Pilar has another friend, a romantic painter in love, a gentleman who insists on offering her tacky pieces of art. But Pilar is more concerned with Aurora: with Aurora's solitude, with her frequent trips to the casino. She is even more worried about Santa, with her long silences and foreboding presence. Santa thinks it better to take care of oneself without annoying others, so she keeps quiet.

Something else concerns Aurora: understanding she will die soon, she feels someone is missing her, someone her friends have never heard about: Gian-Luca Ventura. So she asks Pilar to find him. She succeeds in doing so, but not long after receives word that Aurora has died. Gian-Luca is an old man, who lived in Mozambique, a former Portuguese colony. Another story emerges, beginning: "Aurora had a farm in Africa at the foothill of Mount Tabu..."

- Part 2—Paradise
Gian-Luca, in voiceover, narrates the story of Aurora's life in 1960s Portuguese Mozambique. Aurora and her husband live together on their tea farm on the slopes of Mount Tabu. She is a skilled hunter, never missing a shot. She owns a small crocodile, a gift from her husband, which she keeps as a pet.

One day, the animal runs away. The pregnant Aurora finds it in Ventura's house, where they consummate their existing mutual attraction; a passionate and dangerous love affair ensues. Gian-Luca confides in his friend, Mario, about the affair. Mario demands that Gian-Luca end the affair and when he is ignored, the two start fighting. The heavily pregnant Aurora picks up a revolver and shoots and kills Mario. She later gives birth to a girl. Mario's killing by Aurore is covered up and linked to a guerilla group as pretext to ignite the Portuguese Colonial War. Aurora sends Gian-Luca a final latter. Two days later, Gian-Luca leaves Africa for good. He moves to India where, 10 years later, he hears of the death of Aurora's husband. Gian-Luca moves to Lisbon and makes his address known to Aurora, but does not receive a reply and decides not to pursue her.

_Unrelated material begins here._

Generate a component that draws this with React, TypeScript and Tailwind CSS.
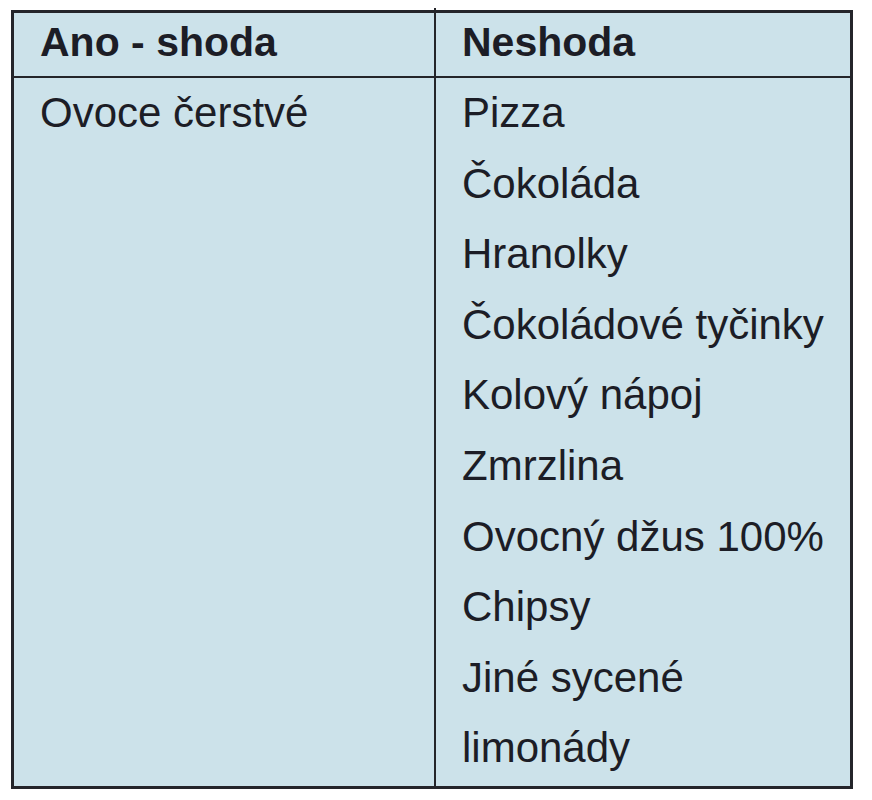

Gian-Luca explains that he respected Aurora's wishes and burned her final letter, asking him to leave Africa and expressing her guilt for the murder of Mario.

==Cast==
- Teresa Madruga as Pilar
- Laura Soveral as Old Aurora
- Ana Moreira as Young Aurora
- Henrique Espírito Santo as Old Ventura
- Carloto Cotta as Young Ventura
- Isabel Muñoz Cardoso as Santa
- Ivo Müller as Aurora's Husband
- Manuel Mesquita as Mário
- Miguel Gomes as Narrator

== Reception ==
Tabu is the Portuguese film with the widest international distribution as of 2012 and the fifth from Portugal to be commercially released in New York (Film Forum, December 2012), after The Art of Amalia by Bruno de Almeida (2000, Quad Cinema), O Fantasma by João Pedro Rodrigues (2003, IFC Center) and, in 2011, The Strange Case of Angelica by Manoel de Oliveira (IFC Center) and Mists by Ricardo Costa (Quad Cinema).

===Critical reception===
Critic Peter Bradshaw of The Guardian awarded Tabu four out of five, and called the film "a gem: gentle, eccentric, possessed of a distinctive sort of innocence—and also charming and funny". But in his review of Tabu, New York Times critic A. O. Scott faults the director for glossing over the issues of colonialism in the film in favor of simple aestheticism. "Unlike other recent European films (like Philippe Falardeau’s Congorama and Claire Denis’s White Material), Tabu views colonialism as an aesthetic opportunity rather than a political or moral problem," wrote Scott. "It is full of longing—hedged, self-conscious, but palpable all the same—for a vanished way of life, in contrast to which contemporary reality seems drab and numb." This view was not shared by The New Yorkers critic Richard Brody, who wrote, "Gomes sees the predatory injustices of colonial life as a sort of Wild West of anarchic self-indulgence and self-reinvention . . . Nothing suggests nostalgia for or ambivalence about Portugal's colonial empire." Brody called Tabu "one of the most original and inventive—as well as trenchantly political and painfully romantic—movies of recent years".

On review aggregator website Rotten Tomatoes, the film has an approval rating of 88% based on 60 reviews, and an average rating of 7.9/10. The website’s consensus reads: "Mysterious and visually striking, Tabu rewards audiences' patience with a swooning romance shot with experimental flair". On Metacritic, the film has a weighted average score of 78 out of 100, based on 17 critics. Sight & Sound film magazine listed it at number two on its list of best films of 2012. In 2016, the film was ranked among the 100 greatest films since 2000 in an international poll of 177 critics.